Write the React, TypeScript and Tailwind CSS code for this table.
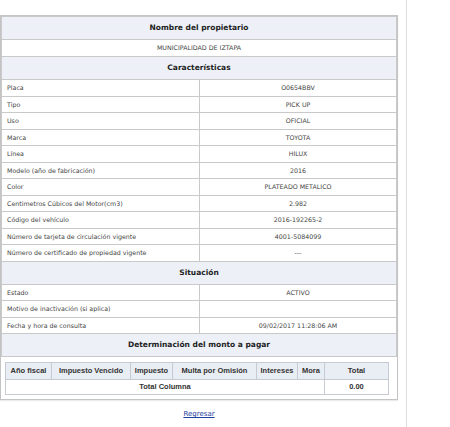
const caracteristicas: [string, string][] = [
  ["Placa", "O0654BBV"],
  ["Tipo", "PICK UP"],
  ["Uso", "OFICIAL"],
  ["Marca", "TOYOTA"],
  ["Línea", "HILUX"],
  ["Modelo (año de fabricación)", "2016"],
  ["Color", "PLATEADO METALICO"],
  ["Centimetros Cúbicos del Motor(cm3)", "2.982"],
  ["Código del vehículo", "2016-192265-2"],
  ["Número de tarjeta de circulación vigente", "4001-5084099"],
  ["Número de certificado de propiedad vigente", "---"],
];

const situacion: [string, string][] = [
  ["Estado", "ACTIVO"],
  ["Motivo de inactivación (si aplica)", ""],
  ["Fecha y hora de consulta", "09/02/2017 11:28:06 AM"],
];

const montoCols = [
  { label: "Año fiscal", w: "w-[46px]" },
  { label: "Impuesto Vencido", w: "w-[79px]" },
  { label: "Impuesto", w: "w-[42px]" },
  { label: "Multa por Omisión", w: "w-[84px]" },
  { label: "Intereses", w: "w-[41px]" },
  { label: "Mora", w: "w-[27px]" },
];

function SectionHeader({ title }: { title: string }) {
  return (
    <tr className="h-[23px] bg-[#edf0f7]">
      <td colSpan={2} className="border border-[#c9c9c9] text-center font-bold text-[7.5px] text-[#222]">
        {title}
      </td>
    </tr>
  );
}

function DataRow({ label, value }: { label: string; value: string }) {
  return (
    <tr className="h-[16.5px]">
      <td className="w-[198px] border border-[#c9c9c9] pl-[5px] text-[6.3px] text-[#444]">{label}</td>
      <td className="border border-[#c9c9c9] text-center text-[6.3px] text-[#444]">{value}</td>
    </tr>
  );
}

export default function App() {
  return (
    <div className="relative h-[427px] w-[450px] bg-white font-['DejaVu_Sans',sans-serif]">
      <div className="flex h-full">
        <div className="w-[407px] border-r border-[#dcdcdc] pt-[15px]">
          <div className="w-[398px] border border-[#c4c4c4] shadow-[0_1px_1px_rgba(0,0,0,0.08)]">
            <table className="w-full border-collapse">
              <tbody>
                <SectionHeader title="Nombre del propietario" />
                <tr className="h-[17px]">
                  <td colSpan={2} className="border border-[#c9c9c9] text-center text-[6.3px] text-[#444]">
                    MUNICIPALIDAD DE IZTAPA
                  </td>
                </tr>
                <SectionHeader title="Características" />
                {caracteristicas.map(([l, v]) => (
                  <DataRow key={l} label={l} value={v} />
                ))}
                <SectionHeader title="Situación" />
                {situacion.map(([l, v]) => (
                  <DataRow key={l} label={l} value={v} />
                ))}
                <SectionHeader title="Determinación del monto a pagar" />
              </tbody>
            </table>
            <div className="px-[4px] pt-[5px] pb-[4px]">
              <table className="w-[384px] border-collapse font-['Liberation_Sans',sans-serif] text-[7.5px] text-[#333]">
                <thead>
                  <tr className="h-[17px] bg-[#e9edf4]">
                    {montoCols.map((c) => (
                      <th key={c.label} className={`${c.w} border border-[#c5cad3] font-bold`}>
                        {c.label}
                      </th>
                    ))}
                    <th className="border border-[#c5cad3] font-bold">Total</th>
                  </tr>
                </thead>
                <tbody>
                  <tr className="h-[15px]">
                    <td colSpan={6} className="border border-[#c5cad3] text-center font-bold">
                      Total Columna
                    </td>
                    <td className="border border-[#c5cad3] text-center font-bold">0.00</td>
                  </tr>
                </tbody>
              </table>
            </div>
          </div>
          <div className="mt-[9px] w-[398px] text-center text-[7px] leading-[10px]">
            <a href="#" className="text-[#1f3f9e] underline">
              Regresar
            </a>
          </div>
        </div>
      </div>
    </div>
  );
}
════
→ Task description: Extract every line above containing the word "table".

→ Result of this task:
Write the React, TypeScript and Tailwind CSS code for this table.
            <table className="w-full border-collapse">
            </table>
              <table className="w-[384px] border-collapse font-['Liberation_Sans',sans-serif] text-[7.5px] text-[#333]">
              </table>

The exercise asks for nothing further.